Genel formen olarak, Volvo markasını kullanmaktan memnunum ve söz konusu yeni Volvo yatırımında benim de görüşlerim alındı. Makineler arıza vermiyor, sağlam çalışıyor, servisi aradığımız an hemen geliyor. Mesela, şu an aramamız halinde bir saat sonra servis burada olur. Yedek parçayı da istediğimiz zaman temin edebiliyoruz. Volvo’dan verim almaya devam ettikçe tüm makine parkımızı Volvo’ya çeviririz gibi görünüyor.”
-
Ceylan Otomotiv Genel Müdürü Mehmet Hakan Karaalp:
“CYS’de makinemizin olması da bir ayrıcalık.”

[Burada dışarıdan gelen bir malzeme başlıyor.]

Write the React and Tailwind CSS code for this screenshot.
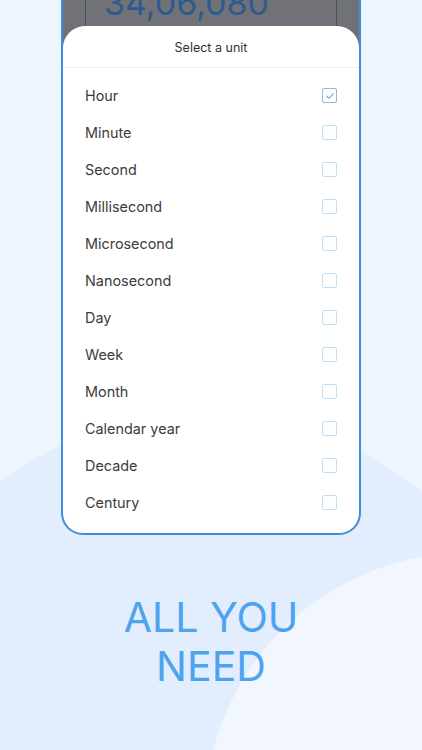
import React from "react";

const units = [
  "Hour",
  "Minute",
  "Second",
  "Millisecond",
  "Microsecond",
  "Nanosecond",
  "Day",
  "Week",
  "Month",
  "Calendar year",
  "Decade",
  "Century",
];

function Checkbox({ checked }) {
  return (
    <div
      className={
        "w-[15px] h-[15px] rounded-[2px] border-[1.5px] flex items-center justify-center " +
        (checked ? "border-[#8db8e6]" : "border-[#bfe0f6]")
      }
    >
      {checked && (
        <svg width="10" height="10" viewBox="0 0 10 10" fill="none">
          <path d="M1.8 5.2 L4 7.2 L8.3 2.8" stroke="#7ea8da" strokeWidth="1.2" strokeLinecap="round" strokeLinejoin="round" />
        </svg>
      )}
    </div>
  );
}

export default function App() {
  return (
    <div
      className="relative w-[422px] h-[750px] overflow-hidden bg-[#eef5fe]"
      style={{ fontFamily: "Inter, 'Noto Sans', sans-serif" }}
    >
      <svg className="absolute inset-0" width="422" height="750" viewBox="0 0 422 750">
        <path d="M0 482 Q 211 330 422 492 L422 750 L0 750 Z" fill="#e2edfd" />
        <path d="M213 750 C 240 650 320 575 422 557 L422 750 Z" fill="#f2f7ff" />
      </svg>

      <div className="relative flex flex-col items-center">
        <div className="w-[300px] border-2 border-t-0 border-[#3a8fe1] rounded-b-[22px] bg-[#707277] overflow-hidden">
          <div className="h-[26px] relative flex">
            <div className="ml-[22px] w-[252px] h-full border-x border-[#4a5260] overflow-hidden relative">
              <div className="absolute left-[18px] top-[-14px] text-[34px] leading-none text-[#2e5b8f]">
                34,06,080
              </div>
            </div>
          </div>
          <div className="bg-white rounded-t-[22px]">
            <div className="h-[42px] pt-[3px] flex items-center justify-center border-b border-[#eeeeee] text-[12.5px] text-[#333333]">
              Select a unit
            </div>
            <div className="pt-[9px] pb-[12px]">
              {units.map((u, i) => (
                <div key={u} className="h-[37px] flex items-center justify-between pl-[22px] pr-[22px]">
                  <span className="text-[14.4px] text-[#3c3c3c]">{u}</span>
                  <Checkbox checked={i === 0} />
                </div>
              ))}
            </div>
          </div>
        </div>

        <div className="mt-[58px] text-center text-[41px] leading-[49px] text-[#4ea3ee]">
          <div>ALL YOU</div>
          <div>NEED</div>
        </div>
      </div>
    </div>
  );
}
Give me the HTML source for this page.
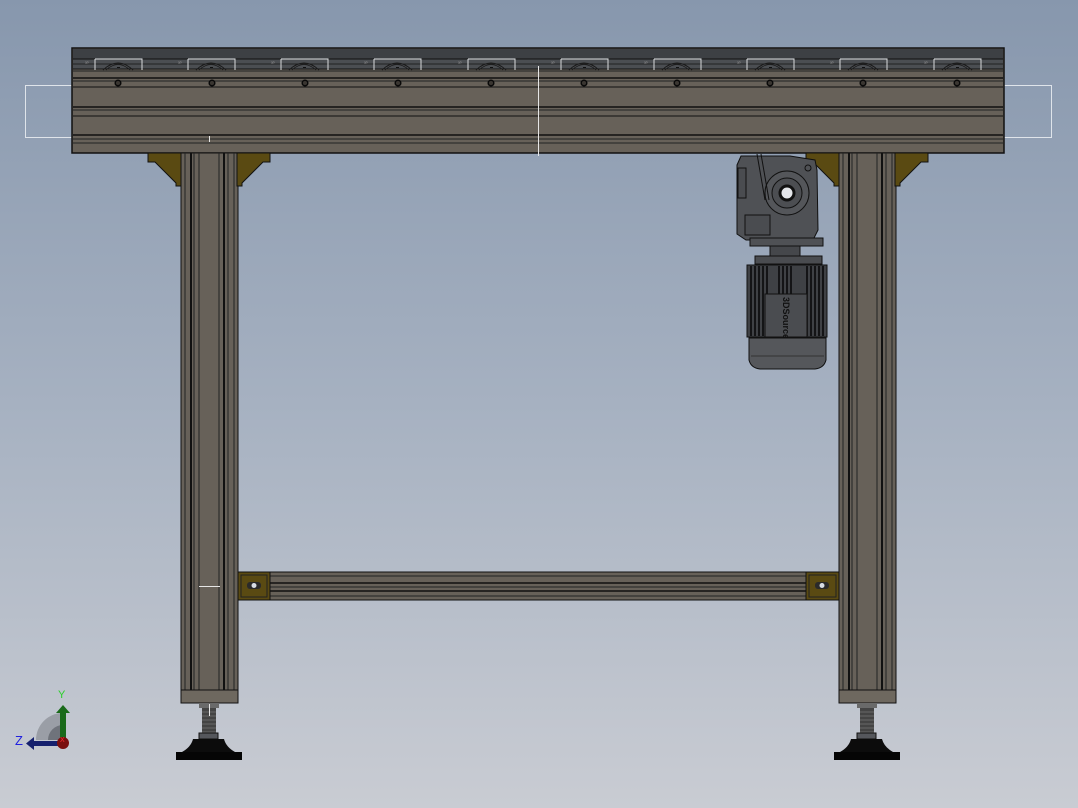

“Bizim gibi şirketler için CYS Yapı’ya ürün vermek oldukça önemli. Özellikle belirtmeliyiz ki, alanında lider bir firma olmasından dolayı bu durum bizim için bir ayrıcalık teşkil etmektedir. Şirket sahipleri yaptıkları işe, dede mesleği olmasından ve işlerini sevmelerinden ötürü oldukça hakimler; sektörde sözleri dinlenir ve referans olarak alınırlar. Söz konusu iş makinelerinin alım sürecinde, ekip olarak kendileri için gerekli fizibiliteyi yaptık. Taş ocaklarında nelere ihtiyaç duyabileceklerini tespit ettik. Bu doğrultuda takas çalışmalarını da yaparak yeni Volvo’larımızı teslim ettik. Karşılıklı olarak memnuniyetimiz sürdükçe, ticaretimiz ve dostluğumuzun da süreceğini düşünüyorum. Bundan sonra daha güzel ve büyük projelere hep birlikte imza atacağımızı temenni ediyorum.”